Eighteen months ago, I was an advocate for Microsoft buying Activision Blizzard, because I didn't think anybody could have done a worse job than Bobby Kotick.
Phil Spencer has proven me wrong. This arsehole tried to shut down Tango Gameworks after they literally shadowdropped a critically acclaimed GOTY contender.
Bizarre Creations had the misfortune of being owned by both of them before being shut down.
It really shows that something is fucked up in businessland that they're so bad at managing studios, when managing studios is literally all they fucking do.
Same with EA. It's just a wasteland of dead companies. The list of studios they've closed is bigger than the list of ones they still own.
The problem in most big companies (and organisations or countries) is that leaders promote people who think like themselves or at least are very agreeable. And as time passes they end up surrounding themselves with yes-people; every bad idea is cheered on, because all the critics have been fired or are way down in the hierarchy.
And in that environment, everyone who actually understands how things work quits or gets quit. It's my understanding that there are large sections of code bases that MS just doesn't touch, because everyone who understood how they function is gone. Continuity of institutional knowledge is difficult in the best cases and impossible under leaders that discourage dissenting perspectives.
/gestures about wildly
AAA devs are finding out there's no such thing as infinite money doesn't mean there are no good games. Look around and you might just realize they're actually the least interesting content out there. There are more games coming out per/day than at any other point in history. Take some initiative and you'll find something great.
I'm not really all that bothered. Unlike movies, new start ups for making games happen a lot. When the greedy giants topple, like a forest something grows in the new patch of sunlight.
I wish that was true, but funding has dried up across the entire sector and that affects the viability of smaller studios more than it does the mega corps with bottomless warchests.
i don't believe the next video game collapse is going to be very pretty for anyone. also, most independent studios and developers make little to no money at all
Personally I agree. I've seen way more startups kicking off with these waves of layoffs. It's a silver lining, not much more, but I'm happy to see people finally realizing they don't want the big tech solutions anymore.
I mean sure but just like with movies, the rights dont change hands very often, even if they're not being actively used or the rights holder goes out of business. This means a ton of promising franchises either suffer by getting terrible sequels or no sequels at all.
I 100% believe the claim that Microsoft executives mistakenly thought they've just nabbed the Donkey Kong IP by acquiring Rare.
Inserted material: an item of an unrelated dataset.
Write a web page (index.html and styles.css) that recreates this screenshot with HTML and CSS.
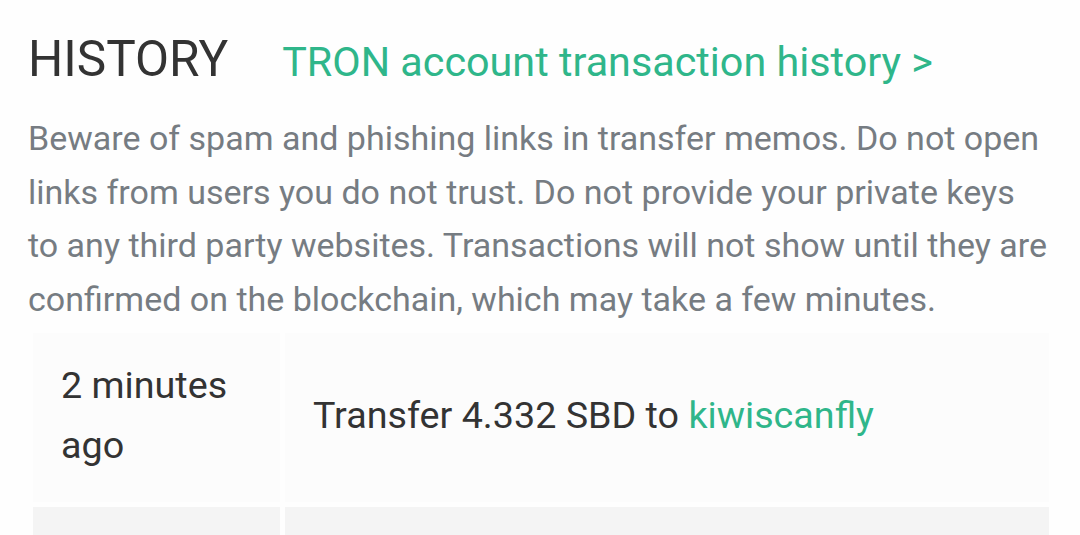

Definitely seems like something some c-suite ghouls who are totally out of touch with the games industry would believe.
Also, I'm not sure how much of Rare's downfall was due to Microsoft's mismanagement or their core talent leaving to form other studios. Maybe a bit of both.
I couldn't believe it when they shut down the studio that did Hi-Fi Rush. They put out a great game that received universal praise, then shut them down like a few months later. Infuriating.
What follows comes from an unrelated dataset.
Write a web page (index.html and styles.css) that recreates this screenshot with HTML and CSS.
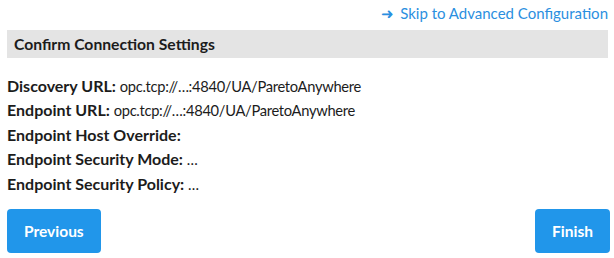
FILE: index.html
```html
<!DOCTYPE html>
<html>
<head>
<meta charset="utf-8">
<link rel="stylesheet" href="styles.css">
</head>
<body>
<div class="page">
  <div class="top">
    <a class="skip" href="#"><span class="arrow">&#10140;</span>Skip to Advanced Configuration</a>
  </div>
  <div class="bar">Confirm Connection Settings</div>
  <div class="rows">
    <div class="row"><b>Discovery URL:</b> <span class="val">opc.tcp://…:4840/UA/ParetoAnywhere</span></div>
    <div class="row"><b>Endpoint URL:</b> <span class="val">opc.tcp://…:4840/UA/ParetoAnywhere</span></div>
    <div class="row"><b>Endpoint Host Override:</b></div>
    <div class="row"><b>Endpoint Security Mode:</b> <span class="val">…</span></div>
    <div class="row"><b>Endpoint Security Policy:</b> <span class="val">…</span></div>
  </div>
  <div class="buttons">
    <button class="btn">Previous</button>
    <button class="btn">Finish</button>
  </div>
</div>
</body>
</html>
```
FILE: styles.css
```css
html, body {
  margin: 0;
  padding: 0;
  background: #fff;
}
.page {
  font-family: Lato, "Liberation Sans", sans-serif;
  font-size: 15px;
  color: #1c1c1c;
  padding: 0 6px 0 7px;
  width: 601px;
}
.top {
  display: flex;
  justify-content: flex-end;
  height: 30px;
  align-items: center;
}
.skip {
  color: #2b8fe0;
  text-decoration: none;
  font-size: 15px;
  display: flex;
  align-items: center;
  margin-bottom: 4px;
}
.arrow {
  font-size: 15px;
  margin-right: 6px;
}
.bar {
  background: #e4e4e4;
  height: 28px;
  line-height: 28px;
  padding-left: 7px;
  font-weight: bold;
  font-size: 15.7px;
}
.rows {
  padding-top: 16px;
}
.row {
  height: 24.4px;
  line-height: 24.4px;
}
.row b {
  font-weight: bold;
  font-size: 16px;
}
.val {
  font-size: 14.7px;
  letter-spacing: -0.3px;
}
.buttons {
  display: flex;
  justify-content: space-between;
  margin-top: 13px;
  margin-right: -2px;
}
.btn {
  background: #2196ea;
  color: #fff;
  border: none;
  border-radius: 4px;
  height: 44px;
  padding: 0 17px;
  font-family: Lato, "Liberation Sans", sans-serif;
  font-size: 15.5px;
  font-weight: bold;
}
```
To be fair, Age of Empires III was bad, and the last project Ensemble was working on before they got shuttered was a Halo MMO.
Also, Robot Entertainment (the studio that rose from the ashes of Ensemble) were the initial developers of Age of Empires Online, which was P2W slop that 90% of players couldn't run because Games For Windows LIVE was a buggy crock of shit. And since then they've released nothing but Orcs Must Die games.
AoE III was excellent. It explored new ideas and did it well. As a long time AoE fan who played all of them since the first, AoE II is massively overhyped, and AoE III is unfairly shit on.
Also they were voluntold to do Halo Wars, and they did a good job on it. It's a good game, and it did an excellent job on console with a controller scheme, which was impressive at the time.
Ensemble got shafted. They were held up at the time as the leaders of RTS and Microsoft didn't give a fuck. Just used and abused.
AoE online was clearly executive suite demands. Of course it fucking sucked.
Infinite came out 3 years ago and though they've done updates and general live service garbage there haven't been any major releases since. Halo isn't a yearly release schedule, charging full price for the same game every year like sports games, so i'm not seeing the slop...
Ever since 545 take over from Bungie, halo fans hasn't been eating good. 4 is really bad, 5 is subpar, infinite is just ok. Not to mention the spinoff and tv series.
I wonder how much of it is mismanagement on behalf of Microsoft itself, and how much of it is small-time devs suddenly getting more budget than they've ever seen before and deciding to get super ambitious with their next project and then having to scale it back when they can't actually handle the project?
It's what happened with EA and Anthem. Bioware suddenly got a shitload of money, couldn't hack it, had to scale back the project, and it all fell apart.